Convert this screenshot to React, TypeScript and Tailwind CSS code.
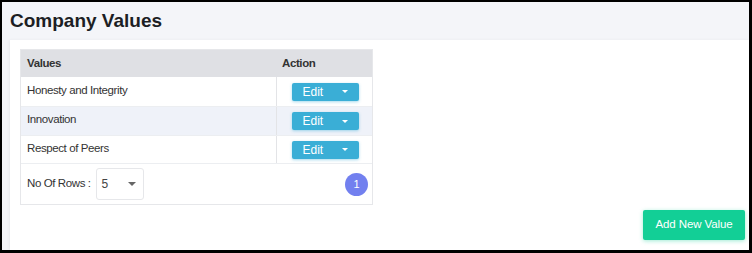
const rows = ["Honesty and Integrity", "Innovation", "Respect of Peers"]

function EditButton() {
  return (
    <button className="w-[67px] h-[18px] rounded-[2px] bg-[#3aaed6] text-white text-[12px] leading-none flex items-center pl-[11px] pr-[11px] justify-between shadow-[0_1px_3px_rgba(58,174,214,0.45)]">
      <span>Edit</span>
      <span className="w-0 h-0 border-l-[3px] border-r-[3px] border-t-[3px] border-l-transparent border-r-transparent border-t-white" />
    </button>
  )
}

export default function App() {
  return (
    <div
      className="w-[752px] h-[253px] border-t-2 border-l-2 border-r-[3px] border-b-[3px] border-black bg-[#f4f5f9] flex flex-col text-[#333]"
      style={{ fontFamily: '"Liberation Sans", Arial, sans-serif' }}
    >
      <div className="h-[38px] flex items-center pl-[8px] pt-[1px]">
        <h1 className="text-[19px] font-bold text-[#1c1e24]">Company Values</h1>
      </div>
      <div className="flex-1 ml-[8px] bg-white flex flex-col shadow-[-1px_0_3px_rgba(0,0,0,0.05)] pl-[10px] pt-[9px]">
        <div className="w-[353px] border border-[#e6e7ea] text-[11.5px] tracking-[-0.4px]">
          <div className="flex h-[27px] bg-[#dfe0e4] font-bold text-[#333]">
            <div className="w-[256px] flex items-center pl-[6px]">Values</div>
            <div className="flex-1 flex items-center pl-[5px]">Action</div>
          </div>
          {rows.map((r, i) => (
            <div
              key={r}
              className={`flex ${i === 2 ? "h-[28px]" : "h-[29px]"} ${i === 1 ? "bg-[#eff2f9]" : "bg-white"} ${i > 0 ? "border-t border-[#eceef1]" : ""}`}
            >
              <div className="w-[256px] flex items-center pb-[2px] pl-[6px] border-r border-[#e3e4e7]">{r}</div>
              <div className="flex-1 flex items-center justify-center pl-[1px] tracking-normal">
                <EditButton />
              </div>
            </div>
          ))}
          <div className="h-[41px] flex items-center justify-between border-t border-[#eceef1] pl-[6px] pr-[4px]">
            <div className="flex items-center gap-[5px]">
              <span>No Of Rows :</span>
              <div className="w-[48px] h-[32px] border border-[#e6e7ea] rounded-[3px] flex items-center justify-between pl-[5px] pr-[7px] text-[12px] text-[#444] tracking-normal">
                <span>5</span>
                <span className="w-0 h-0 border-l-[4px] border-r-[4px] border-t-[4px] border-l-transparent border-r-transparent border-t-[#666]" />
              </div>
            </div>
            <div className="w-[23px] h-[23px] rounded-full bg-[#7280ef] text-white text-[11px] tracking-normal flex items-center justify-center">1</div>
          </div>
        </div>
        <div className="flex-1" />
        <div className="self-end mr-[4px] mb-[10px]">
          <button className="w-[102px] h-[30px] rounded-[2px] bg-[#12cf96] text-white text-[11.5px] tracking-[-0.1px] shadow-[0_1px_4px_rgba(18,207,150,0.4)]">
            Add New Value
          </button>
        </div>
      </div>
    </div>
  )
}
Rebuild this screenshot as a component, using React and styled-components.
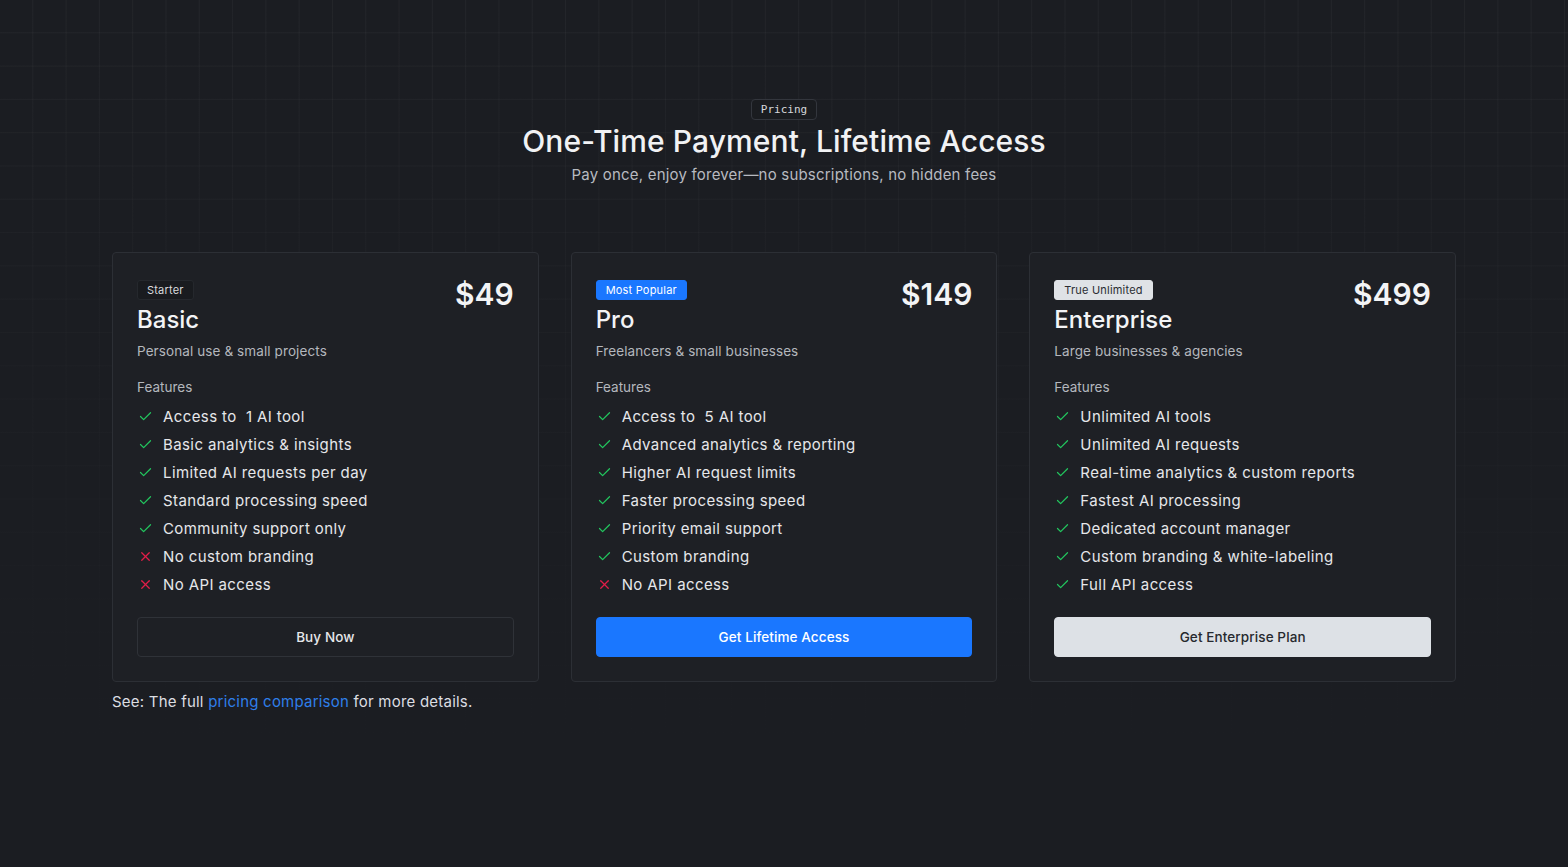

• **INSTRUCTIONS TO FOLLOW**
Check each line of the records above for "React", and copy those that have it.

• **WRITTEN REPLY**
Convert this screenshot to React, TypeScript and Tailwind CSS code.
Rebuild this screenshot as a component, using React and styled-components.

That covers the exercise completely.